Language of Material: The records are in English and German.
Administration Information
Access
Collection is open to qualified researchers by prior application through the Reader Services Department. For more information,
please go to following
web site .
Publication Rights
The Huntington Library does not require that researchers request permission to quote from or publish images of this material,
nor does it charge fees for such activities. The responsibility for identifying the copyright holder, if there is one, and
obtaining necessary permissions rests with the researcher.
Preferred Citation
North American Indian Concert Band archive, The Huntington Library, San Marino, California.
Acquisition Information
Purchased from Cowan's Auction American History Sale, Lot 271, November 20, 2015.
Biography
Carl (Karl) Wahler was a German-American who emigrated from Augsburg, Germany to the United States in 1882. When he was 50,
he returned to Germany to tour with the Onondaga people. David Russell Hill was a Native American man who was reportedly Chief
of the Onondaga Indians. The Onondaga people are part of the Iroquois, "People of the Longhouse." During the 1910s, they lived
on a reservation near Syracuse, New York, where the people reside today.
Around the same time Buffalo Bill closed his Wild West Show, David R. Hill and Karl Wahler tried to capitalize on the remaining
Europeans and Americans who were still fascinated by the American West and American Indians. The men planned a grand tour
through Europe with the American Indian Concert Band, "the only concert band in the world of its kind [with] unlimited repertoire,
picturesque costumes, [and] a host of novelties and effects." The show sensationalized the American Indians, but on the other
hand, offered work and the opportunity to travel.
Scope and Content
This collection of items relates to the North American Indian Concert Band and performances from the 1910s as well as attempts
to reassemble the band in 1926. The bulk of the letters are from David Russell Hill (director) and Carl Wahler (manager).
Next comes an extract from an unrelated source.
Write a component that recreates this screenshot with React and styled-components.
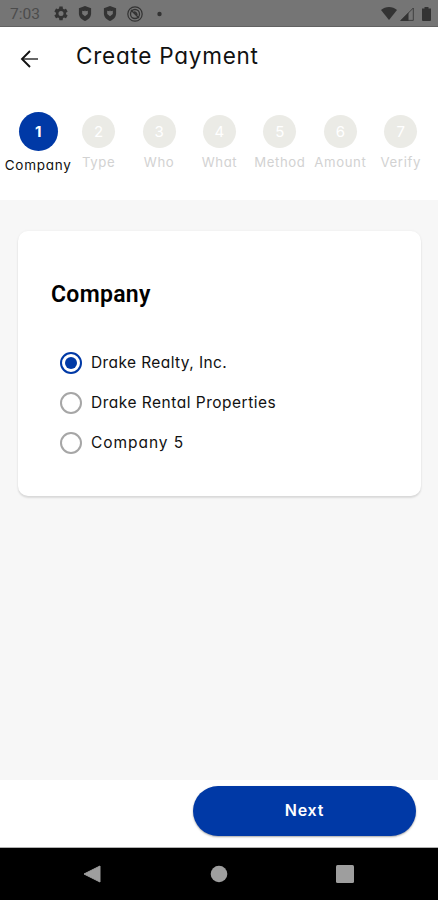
import React from 'react'
import styled, { createGlobalStyle } from 'styled-components'

const colors = {
  blue: '#0039a6',
  dark: '#111',
  muted: '#d2d2d2',
  step: '#ebebe6',
  page: '#f7f7f7',
  status: '#757575',
  statusIcon: '#333',
  nav: '#9e9e9e',
}

const GlobalStyle = createGlobalStyle`
  * {
    box-sizing: border-box;
  }

  body {
    margin: 0;
    color: ${colors.dark};
    font-family: Inter, 'Open Sans', sans-serif;
    font-feature-settings: 'cv11';
  }
`

const Screen = styled.div`
  display: flex;
  flex-direction: column;
  width: 438px;
  height: 900px;
  background: #fff;
  overflow: hidden;
`

const StatusBar = styled.div`
  display: flex;
  align-items: center;
  justify-content: space-between;
  height: 27px;
  padding: 1px 7px 0 10px;
  background: ${colors.status};
  border-bottom: 1px solid #626262;
  color: ${colors.statusIcon};
`

const StatusGroup = styled.div`
  display: flex;
  align-items: center;
  gap: ${props => props.$gap};

  svg {
    display: block;
  }
`

const Clock = styled.span`
  width: 32px;
  margin-right: 1px;
  color: #4c4c4c;
  font: 400 15.5px/18px Roboto, sans-serif;
`

const Header = styled.header`
  display: flex;
  align-items: center;
  height: 62px;
  padding-left: 20px;

  svg {
    display: block;
    margin-top: 1px;
  }
`

const Title = styled.h1`
  margin: 0 0 5px 37px;
  font-size: 22.5px;
  font-weight: 400;
  letter-spacing: 0.75px;
  line-height: 30px;
  white-space: nowrap;
`

const Steps = styled.ol`
  display: flex;
  height: 111px;
  margin: 0;
  padding: 23px 7px 0 8px;
  list-style: none;
`

const Step = styled.li`
  display: flex;
  flex: 1 0 0;
  flex-direction: column;
  align-items: center;
  min-width: 0;
  padding-top: ${props => (props.$active ? 0 : '3px')};
`

const StepCircle = styled.span`
  display: flex;
  align-items: center;
  justify-content: center;
  width: ${props => (props.$active ? '39px' : '33px')};
  height: ${props => (props.$active ? '39px' : '33px')};
  border-radius: 50%;
  background: ${props => (props.$active ? colors.blue : colors.step)};
  color: #fff;
  font-size: 15px;
  font-weight: ${props => (props.$active ? 700 : 400)};
`

const StepLabel = styled.span`
  margin-top: 4px;
  color: ${props => (props.$active ? colors.dark : colors.muted)};
  font-size: ${props => (props.$active ? '13.5px' : '13.2px')};
  letter-spacing: ${props => (props.$active ? '0.75px' : '0.6px')};
  line-height: 20px;
  white-space: nowrap;
`

const Content = styled.main`
  flex: 1;
  padding: 31px 17px 0 18px;
  background: ${colors.page};
`

const Card = styled.section`
  height: 265px;
  padding: 49px 33px 0;
  background: #fff;
  border-radius: 10px;
  box-shadow: 0 2px 2px rgba(0, 0, 0, 0.11), 0 0 3px rgba(0, 0, 0, 0.05);
`

const CardTitle = styled.h2`
  margin: 0 0 33px;
  color: #000;
  font: 600 23px/30px Roboto, sans-serif;
  letter-spacing: 0.3px;
`

const Option = styled.label`
  display: flex;
  align-items: center;
  height: 40px;
  padding-left: 9px;
`

const Radio = styled.span`
  display: flex;
  align-items: center;
  justify-content: center;
  width: 22px;
  height: 22px;
  border: 2px solid ${props => (props.$checked ? colors.blue : '#a6a6a6')};
  border-radius: 50%;

  &::before {
    content: '';
    width: 12px;
    height: 12px;
    border-radius: 50%;
    background: ${props => (props.$checked ? colors.blue : 'transparent')};
  }
`

const OptionText = styled.span`
  margin-left: 9px;
  font-size: 15.5px;
  letter-spacing: ${props => props.$spacing};
  line-height: 22px;
  white-space: nowrap;
`

const Footer = styled.footer`
  display: flex;
  justify-content: flex-end;
  height: 68px;
  padding: 6px 22px 0 0;
  border-bottom: 1px solid #b0b0b0;
`

const NextButton = styled.button`
  width: 223px;
  height: 50px;
  padding: 0 0 2px;
  border: 0;
  border-radius: 25px;
  background: ${colors.blue};
  box-shadow: 0 1px 2px rgba(0, 0, 0, 0.35);
  color: #fff;
  font-family: inherit;
  font-size: 16px;
  font-weight: 600;
  letter-spacing: 0.8px;
`

const NavBar = styled.nav`
  display: flex;
  align-items: center;
  height: 52px;
  padding: 0 84px 0 83px;
  justify-content: space-between;
  background: #000;
`

const Gear = () => (
  <svg width="14" height="15" viewBox="2 2 20 20" fill="currentColor">
    <path
      d="M19.14 12.94c.04-.3.06-.61.06-.94 0-.32-.02-.64-.07-.94l2.03-1.58a.49.49 0 0 0 .12-.61l-1.92-3.32a.49.49 0 0 0-.59-.22l-2.39.96c-.5-.38-1.03-.7-1.62-.94l-.36-2.54A.48.48 0 0 0 13.92 2h-3.84c-.24 0-.43.17-.47.41l-.36 2.54c-.59.24-1.13.57-1.62.94l-2.39-.96a.49.49 0 0 0-.59.22L2.74 8.87a.48.48 0 0 0 .12.61l2.03 1.58c-.05.3-.09.63-.09.94s.02.64.07.94l-2.03 1.58a.49.49 0 0 0-.12.61l1.92 3.32c.12.22.37.29.59.22l2.39-.96c.5.38 1.03.7 1.62.94l.36 2.54c.05.24.24.41.48.41h3.84c.24 0 .44-.17.47-.41l.36-2.54c.59-.24 1.13-.56 1.62-.94l2.39.96c.22.08.47 0 .59-.22l1.92-3.32a.48.48 0 0 0-.12-.61zM12 15.6a3.6 3.6 0 1 1 0-7.2 3.600 3.600 0 0 1 0 7.200z"
    />
  </svg>
)

const Shield = () => (
  <svg width="14" height="15" viewBox="0 0 14 16">
    <path d="M7 0 13.500 2.500V8c0 4-3 6.700-6.500 8C3.500 14.700.5 12 .5 8V2.500z" fill="currentColor" />
    <path d="m4 5 2.300.7L7 4.600l.7 1.100L10 5v3.500L7 11 4 8.500z" fill={colors.status} />
  </svg>
)

const Blocked = () => (
  <svg width="16" height="16" viewBox="0 0 16 16" fill="none" stroke="currentColor">
    <circle cx="8" cy="8" r="7.200" strokeWidth="1.200" />
    <circle cx="8" cy="8" r="4.500" strokeWidth="1.300" />
    <path d="m4 4 8 8M7 6c1.800 0 2.700.8 3 3" strokeWidth="1.400" />
  </svg>
)

const steps = ['Company', 'Type', 'Who', 'What', 'Method', 'Amount', 'Verify']

const companies = [
  { name: 'Drake Realty, Inc.', spacing: '0.4px' },
  { name: 'Drake Rental Properties', spacing: '0.5px' },
  { name: 'Company 5', spacing: '0.95px' },
]

export default function App() {
  return (
    <Screen>
      <GlobalStyle />
      <StatusBar>
        <StatusGroup $gap="10.5px">
          <Clock>7:03</Clock>
          <Gear />
          <Shield />
          <Shield />
          <Blocked />
          <svg width="9" height="6">
            <circle cx="5.500" cy="3" r="2.200" fill="currentColor" />
          </svg>
        </StatusGroup>
        <StatusGroup $gap="2.5px">
          <svg width="16" height="13" viewBox="0 0 16 13">
            <path d="M0 3C4.500-1 11.500-1 16 3L8 13z" fill="currentColor" />
          </svg>
          <svg width="14" height="14" viewBox="0 0 14 14">
            <path d="M13.300 1v12.400H1z" fill="none" stroke="currentColor" strokeWidth="0.800" />
            <path d="M0 14 8.500 5.500V14z" fill="currentColor" />
          </svg>
          <svg width="15" height="14" viewBox="0 0 15 14">
            <path d="M8.500 0h4v1.500H15V13a1 1 0 0 1-1 1H7a1 1 0 0 1-1-1V1.500h2.500z" fill="currentColor" />
          </svg>
        </StatusGroup>
      </StatusBar>

      <Header>
        <svg width="19" height="18" viewBox="0 0 19 18" fill="none">
          <path d="M2 9h16" stroke="#555" strokeWidth="1.800" />
          <path d="M10 1 2 9l8 8" stroke={colors.dark} strokeWidth="1.900" />
        </svg>
        <Title>Create Payment</Title>
      </Header>

      <Steps>
        {steps.map((label, i) => (
          <Step key={label} $active={i === 0}>
            <StepCircle $active={i === 0}>{i + 1}</StepCircle>
            <StepLabel $active={i === 0}>{label}</StepLabel>
          </Step>
        ))}
      </Steps>

      <Content>
        <Card>
          <CardTitle>Company</CardTitle>
          {companies.map(({ name, spacing }, i) => (
            <Option key={name}>
              <Radio $checked={i === 0} />
              <OptionText $spacing={spacing}>{name}</OptionText>
            </Option>
          ))}
        </Card>
      </Content>

      <Footer>
        <NextButton>Next</NextButton>
      </Footer>

      <NavBar>
        <svg width="18" height="18" viewBox="0 0 18 18">
          <path d="M17 1v16L1 9z" fill={colors.nav} stroke={colors.nav} strokeLinejoin="round" />
        </svg>
        <svg width="18" height="18">
          <circle cx="9" cy="9" r="8.300" fill={colors.nav} />
        </svg>
        <svg width="18" height="18">
          <rect width="18" height="18" rx="1.500" fill={colors.nav} />
        </svg>
      </NavBar>
    </Screen>
  )
}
As a Native American businessman, Hill demanded fair wages for himself and his men. In the middle of negotiating their European
tour, Hill wrote to Wahler: "I know the people in Germany think that I am charging an unreasonable high price but Mr. Wahler
you realize fully what this means to me, toyou [sic], and to this country..." (May 7, 1910). There are also several letters
from Wahler's sons Arthur and Eddie. In one letter, Arthur asks for money to assemble a "coon band" because "it cost running
around after these coon" [undated]. The majority of the men in the band came from American Indian Schools. They were trained
to play classical and marching band music, not traditional Native American songs. There is a hand-written list of band members
that shows many of the men were from Southwestern tribes and a few from the Onondaga. The postcards (mostly duplicates) illustrate
the band's elaborate costumes while holding Western instruments. The program from the Red Star Line shows that the band played
American and European concert pieces. As a novelty, the band occasionally played stereotypical songs that did not necessarily
properly represent the heritage and diversity of the Native American members' tribe.
There are two volumes in Box 2. The first volume is a diary of sorts with names of Native American band members, notes pertaining
to venues, and financial records from the tour in 1910. There is an index for the second volume and it lists names of band,
accounts, postal card account, contracts, transportation, and Hill's pay.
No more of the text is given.